Their Spokesman, Senator Adedayo Adeyeye, who in a statement condemned the killing of Mrs Olakunrin, said the senate was disturbed by the rate of incessant attacks and wanton killing of citizens “either by the herdsmen, hired assassins, kidnappers and or other men of the underworld that are having field days in wreaking havoc on the life and prosperties of innocent citizens in the country.’’
Meanwhile, Prof. Wole Soyinka, has taken a swipe at the Buhari administration, saying the All Progressives Congress (APC) government has failed Nigerians over its approach to the herders/farmers’ crisis and other security problems bedevilling the country.

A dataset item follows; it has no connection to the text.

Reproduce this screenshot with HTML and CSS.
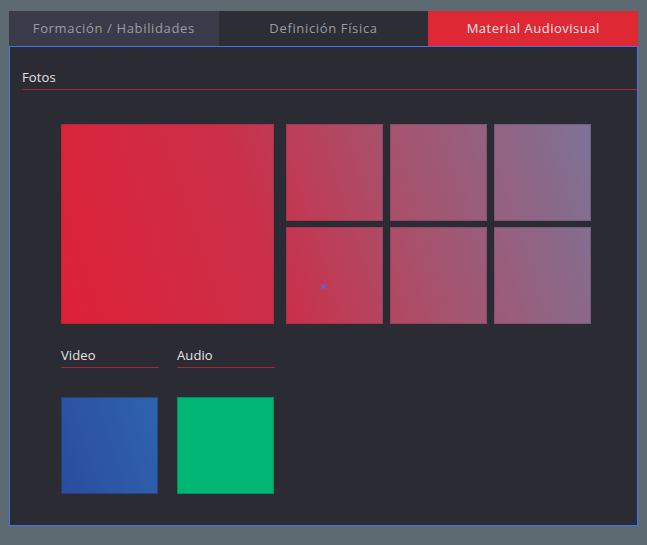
FILE: index.html
```html
<!DOCTYPE html>
<html lang="es">
<head>
<meta charset="utf-8">
<title>Material Audiovisual</title>
<link rel="stylesheet" href="styles.css">
</head>
<body>
  <div class="tabs">
    <div class="tab tab-light">Formación / Habilidades</div>
    <div class="tab tab-dark">Definición Física</div>
    <div class="tab tab-active">Material Audiovisual</div>
  </div>
  <div class="panel">
    <div class="section-title fotos-title">Fotos</div>
    <div class="gallery">
      <div class="tile big t-big"></div>
      <div class="grid">
        <div class="tile t-r1c1"></div>
        <div class="tile t-r1c2"></div>
        <div class="tile t-r1c3"></div>
        <div class="tile t-r2c1">
          <svg class="marker" width="5" height="5" viewBox="0 0 5 5"><path d="M0.5 0.5 L4.5 4.5 M4.5 0.5 L0.5 4.5" stroke="#4b6cf2" stroke-width="1.2" fill="none"/></svg>
        </div>
        <div class="tile t-r2c2"></div>
        <div class="tile t-r2c3"></div>
      </div>
    </div>
    <div class="media">
      <div class="media-col">
        <div class="section-title">Video</div>
        <div class="media-tile video"></div>
      </div>
      <div class="media-col">
        <div class="section-title">Audio</div>
        <div class="media-tile audio"></div>
      </div>
    </div>
  </div>
</body>
</html>
```
FILE: styles.css
```css
* { box-sizing: border-box; }

html, body {
  margin: 0;
  background: #5e6a72;
}

body {
  padding: 11px 9px 0 9px;
  font-family: "Open Sans", "Noto Sans", sans-serif;
  font-size: 13px;
  height: 545px;
}

.tabs {
  display: flex;
  height: 35px;
}

.tab {
  flex: 1 1 0;
  text-align: center;
  line-height: 35px;
  letter-spacing: 0.65px;
  color: #9a9ca5;
  white-space: nowrap;
}

.tab-light { background: #393c48; }
.tab-dark { background: #2c2d35; }
.tab-active { background: #de2935; color: #f6e3e4; letter-spacing: 0.5px; }

.panel {
  height: 480px;
  background: #2b2c33;
  border: 1px solid #4172ee;
  padding-top: 22px;
}

.section-title {
  line-height: 16px;
  padding-bottom: 4px;
  color: #e4e4e6;
  letter-spacing: 0.1px;
  border-bottom: 1px solid #9b2a34;
}

.fotos-title {
  margin-left: 12px;
}

.gallery {
  margin: 34px 0 0 51px;
  display: flex;
  gap: 12px;
  height: 200px;
}

.tile {
  position: relative;
  width: 97px;
  height: 97px;
  background-image: linear-gradient(72deg, #dd2137 0%, #cb2f49 38%, #a6536e 66%, #7d7396 100%);
  background-size: 530px 200px;
  background-repeat: no-repeat;
  box-shadow: inset 0 0 0 1px rgba(60, 40, 70, 0.22);
}

.tile.big {
  width: 213px;
  height: 200px;
}

.grid {
  display: grid;
  grid-template-columns: repeat(3, 97px);
  grid-template-rows: repeat(2, 97px);
  column-gap: 7px;
  row-gap: 6px;
}

.t-big { background-position: 0 0; }
.t-r1c1 { background-position: -225px 0; }
.t-r1c2 { background-position: -329px 0; }
.t-r1c3 { background-position: -433px 0; }
.t-r2c1 { background-position: -225px -103px; }
.t-r2c2 { background-position: -329px -103px; }
.t-r2c3 { background-position: -433px -103px; }

.marker {
  position: absolute;
  left: 35px;
  top: 57px;
  display: block;
}

.media {
  display: flex;
  gap: 18px;
  margin: 23px 0 0 51px;
}

.media-col {
  width: 98px;
}

.media-tile {
  width: 97px;
  height: 97px;
  margin-top: 29px;
}

.video {
  background: linear-gradient(72deg, #2b4c9e 0%, #2d58a6 50%, #2e63ae 100%);
  box-shadow: inset 0 0 0 1px rgba(20, 30, 60, 0.35);
}

.audio {
  background: #01b574;
  box-shadow: inset 0 0 0 1px rgba(10, 60, 40, 0.3);
}
```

Soyinka was speaking at his residence in Ijegba, Idi-Aba, Abeokuta, the Ogun State capital, while playing host to 85 pupils drawn from all the six geopolitical zones of the country to mark his 85th birthday.
Soyinka, 85, said “governance is a very difficult occupation; Nigeria is a very complex nation for a lot of reasons; its history, the background, the formation of it, the complexity, the culture, balancing here and there and then, you have several complications like fuel, among others.
“Politicians that money has gone into their heads misdirect themselves in terms of priority, they neglect some sections, some of them are nepotistic and some of them alienate themselves from the public which is the people they are supposed to serve and govern and they think they are still colonial masters, especially when we went through the military period.’’
When asked to mention the governor he liked most in the country, Soyinka said, “The major problem that we have is successive governments; it is easier, on the state level, to say that this particular state is doing better than this state, but the central government, I am afraid, has failed and that is my view in the main to really serve the people intelligently, creatively and be even handed in their apportionment of facilities to various areas of the nation.
While assessing Buhari’s administration, Soyinka said Nigeria’s problems had overwhelmed the President, calling for a national dialogue among all the people across party and ethnic lines.